* **WRITTEN TASK**: Count lines with the string "that" in them. State the number alone.

* **EXERCISE MATERIALS**:
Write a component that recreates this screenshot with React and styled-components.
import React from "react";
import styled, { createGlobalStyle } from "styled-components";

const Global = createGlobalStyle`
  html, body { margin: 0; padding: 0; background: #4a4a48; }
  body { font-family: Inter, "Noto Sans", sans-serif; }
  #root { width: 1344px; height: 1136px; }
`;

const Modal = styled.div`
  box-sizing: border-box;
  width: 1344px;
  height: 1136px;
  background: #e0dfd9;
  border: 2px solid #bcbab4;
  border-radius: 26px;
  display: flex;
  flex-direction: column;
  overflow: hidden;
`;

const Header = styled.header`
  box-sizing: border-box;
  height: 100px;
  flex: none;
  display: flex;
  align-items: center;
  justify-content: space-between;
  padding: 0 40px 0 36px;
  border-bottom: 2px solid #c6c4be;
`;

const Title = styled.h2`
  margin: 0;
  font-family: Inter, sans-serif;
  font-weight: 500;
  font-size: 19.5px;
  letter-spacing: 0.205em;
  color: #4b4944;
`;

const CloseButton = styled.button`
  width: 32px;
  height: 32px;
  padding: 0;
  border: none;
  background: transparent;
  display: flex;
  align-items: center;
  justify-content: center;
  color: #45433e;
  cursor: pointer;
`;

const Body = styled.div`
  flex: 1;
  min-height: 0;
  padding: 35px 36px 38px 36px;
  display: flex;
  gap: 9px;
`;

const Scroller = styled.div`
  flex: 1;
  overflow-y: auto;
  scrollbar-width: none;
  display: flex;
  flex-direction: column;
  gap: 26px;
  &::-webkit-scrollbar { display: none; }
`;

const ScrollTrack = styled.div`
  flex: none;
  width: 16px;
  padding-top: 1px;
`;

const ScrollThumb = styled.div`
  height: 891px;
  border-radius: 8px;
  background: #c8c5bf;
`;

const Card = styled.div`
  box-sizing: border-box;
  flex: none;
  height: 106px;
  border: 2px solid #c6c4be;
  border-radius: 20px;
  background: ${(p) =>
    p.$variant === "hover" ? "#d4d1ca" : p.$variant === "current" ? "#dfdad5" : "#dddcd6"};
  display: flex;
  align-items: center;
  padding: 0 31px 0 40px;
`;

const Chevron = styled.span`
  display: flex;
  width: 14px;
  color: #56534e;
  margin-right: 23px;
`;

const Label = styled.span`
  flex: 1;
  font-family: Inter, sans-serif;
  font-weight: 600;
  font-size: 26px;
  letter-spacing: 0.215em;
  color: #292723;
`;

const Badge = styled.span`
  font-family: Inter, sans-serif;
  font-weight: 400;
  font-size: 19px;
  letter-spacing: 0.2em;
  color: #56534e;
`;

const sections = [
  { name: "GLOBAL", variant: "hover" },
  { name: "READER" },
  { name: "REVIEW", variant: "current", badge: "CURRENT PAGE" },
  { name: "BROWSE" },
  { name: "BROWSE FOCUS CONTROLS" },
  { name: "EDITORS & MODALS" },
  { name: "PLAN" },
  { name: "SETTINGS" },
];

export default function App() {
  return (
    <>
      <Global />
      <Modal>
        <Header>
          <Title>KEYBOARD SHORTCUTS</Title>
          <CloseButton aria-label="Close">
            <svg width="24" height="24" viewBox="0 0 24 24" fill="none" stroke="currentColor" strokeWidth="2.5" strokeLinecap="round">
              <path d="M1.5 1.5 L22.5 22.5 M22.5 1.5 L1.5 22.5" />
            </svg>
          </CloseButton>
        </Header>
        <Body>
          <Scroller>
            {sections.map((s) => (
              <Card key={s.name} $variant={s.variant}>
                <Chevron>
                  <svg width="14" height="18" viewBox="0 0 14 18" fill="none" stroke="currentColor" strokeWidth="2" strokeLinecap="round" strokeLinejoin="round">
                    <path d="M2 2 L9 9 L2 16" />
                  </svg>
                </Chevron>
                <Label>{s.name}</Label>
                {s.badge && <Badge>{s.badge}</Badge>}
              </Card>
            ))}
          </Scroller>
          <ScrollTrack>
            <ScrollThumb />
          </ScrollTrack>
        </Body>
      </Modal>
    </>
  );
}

...

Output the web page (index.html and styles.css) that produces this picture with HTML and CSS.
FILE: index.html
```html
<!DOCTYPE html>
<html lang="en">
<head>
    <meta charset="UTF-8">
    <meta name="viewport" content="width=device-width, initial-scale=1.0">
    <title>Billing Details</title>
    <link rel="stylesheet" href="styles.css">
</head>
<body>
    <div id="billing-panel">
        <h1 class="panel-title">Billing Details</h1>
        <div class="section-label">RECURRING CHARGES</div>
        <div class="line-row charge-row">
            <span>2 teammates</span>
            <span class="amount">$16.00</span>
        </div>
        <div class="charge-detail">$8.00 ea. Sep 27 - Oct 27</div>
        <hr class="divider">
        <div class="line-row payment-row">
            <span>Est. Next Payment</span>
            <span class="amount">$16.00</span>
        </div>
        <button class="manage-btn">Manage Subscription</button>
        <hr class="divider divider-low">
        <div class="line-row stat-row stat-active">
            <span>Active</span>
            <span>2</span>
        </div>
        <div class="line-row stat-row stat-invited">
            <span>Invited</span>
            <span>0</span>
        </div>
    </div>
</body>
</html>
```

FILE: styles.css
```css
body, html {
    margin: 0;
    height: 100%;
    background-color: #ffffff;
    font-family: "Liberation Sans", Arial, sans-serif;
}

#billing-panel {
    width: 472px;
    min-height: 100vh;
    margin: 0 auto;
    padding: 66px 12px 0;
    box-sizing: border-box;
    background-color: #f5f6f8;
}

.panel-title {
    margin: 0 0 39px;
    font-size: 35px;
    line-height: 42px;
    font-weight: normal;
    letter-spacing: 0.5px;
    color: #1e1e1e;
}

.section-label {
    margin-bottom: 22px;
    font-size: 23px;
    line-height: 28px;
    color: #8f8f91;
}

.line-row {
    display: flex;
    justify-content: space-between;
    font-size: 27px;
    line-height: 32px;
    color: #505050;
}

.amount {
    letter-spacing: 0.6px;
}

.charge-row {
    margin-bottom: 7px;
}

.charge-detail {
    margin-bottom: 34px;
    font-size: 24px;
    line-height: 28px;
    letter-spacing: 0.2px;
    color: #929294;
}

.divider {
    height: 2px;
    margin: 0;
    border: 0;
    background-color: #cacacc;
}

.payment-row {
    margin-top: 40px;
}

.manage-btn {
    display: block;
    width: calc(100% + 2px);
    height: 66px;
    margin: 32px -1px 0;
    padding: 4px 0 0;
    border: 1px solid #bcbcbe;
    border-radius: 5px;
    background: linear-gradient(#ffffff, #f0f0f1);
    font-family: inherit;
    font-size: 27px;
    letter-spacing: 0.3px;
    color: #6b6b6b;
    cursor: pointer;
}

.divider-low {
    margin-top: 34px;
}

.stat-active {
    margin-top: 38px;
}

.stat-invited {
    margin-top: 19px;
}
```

* **ANSWER FOR THE TASK**: 2